Kantar’s senior vice president of retail insights Ray Gaul says Sainsbury’s is now “competing on an altogether different playing field”, no longer in direct competition with the UK’s Big 4 supermarkets.

Instead its “bold renovation plans” before and during the COVID-19 crisis have transformed it into a “digital first business” now competing with smaller digitally native stores.

“The renovation can be likened to attempting to build a new home ground,” Gaul explained.

“The new ‘Sainsburys’ stadium embraces the motto:  Fast, friendly, and convenient (FFC). It is coming to life in large scale with over 1,000 store projects completed each year.
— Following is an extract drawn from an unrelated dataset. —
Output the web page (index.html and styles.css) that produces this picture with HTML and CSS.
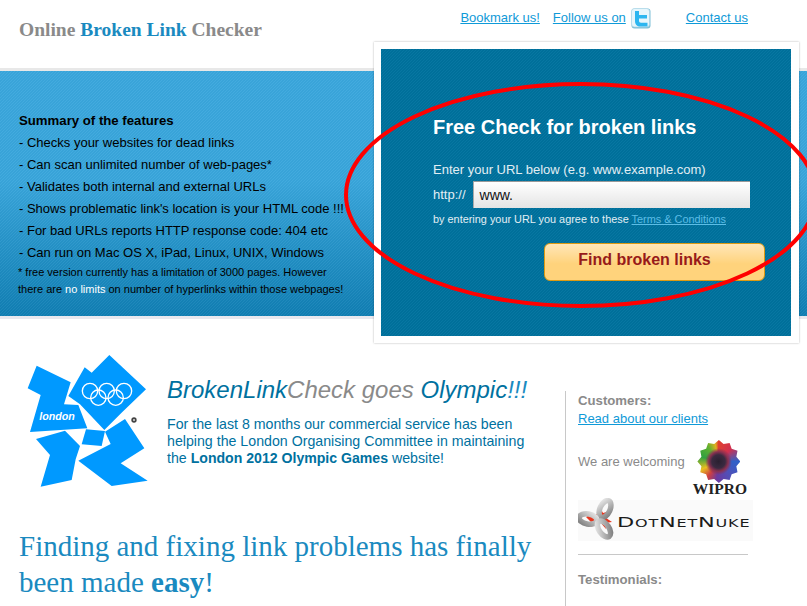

“This work has not slowed during Covid-lockdown, in fact it has accelerated.  Chop Chop deliveries from superstores have expanded to 15 more British cities. Covid-driven fears have advanced some of the investments in the FFC transformation.

“Sainsburys’ centrepiece innovation ‘Smartshop’, a handheld personalised digital app that speeds shopper journeys, is now used in over 37% of all transactions.

READ MORE: Sainsbury’s quarterly sales jumps 8.5% as lockdown doubles online revenue

“The result is that while Sainsburys’ has taken on extraordinary additional costs to stay open during the pandemic, sales have grown at a record pace making it much easier to cover these costs and remain true to 2020/21’s financial objectives.  Sainsburys is now a digital first business in a revamped league competition.”

It comes as Sainsburys revealed an 8.5 per cent sales rise during its first quarter, notably the first with its newly instated chief executive Simon Roberts.

The Share Centre’s investment research analyst Joe Healey also celebrated the retailer’s digital success, stating that nearly “50 per cent of new online groceries are from new customers with the supermarket now taking over 650,000 orders a week compared to just 370,000 pre-crisis.

“The flexibility to double capacity speaks volumes of the technology and digital platforms Sainsbury operate and will be something investors will be very pleased with moving into the future.”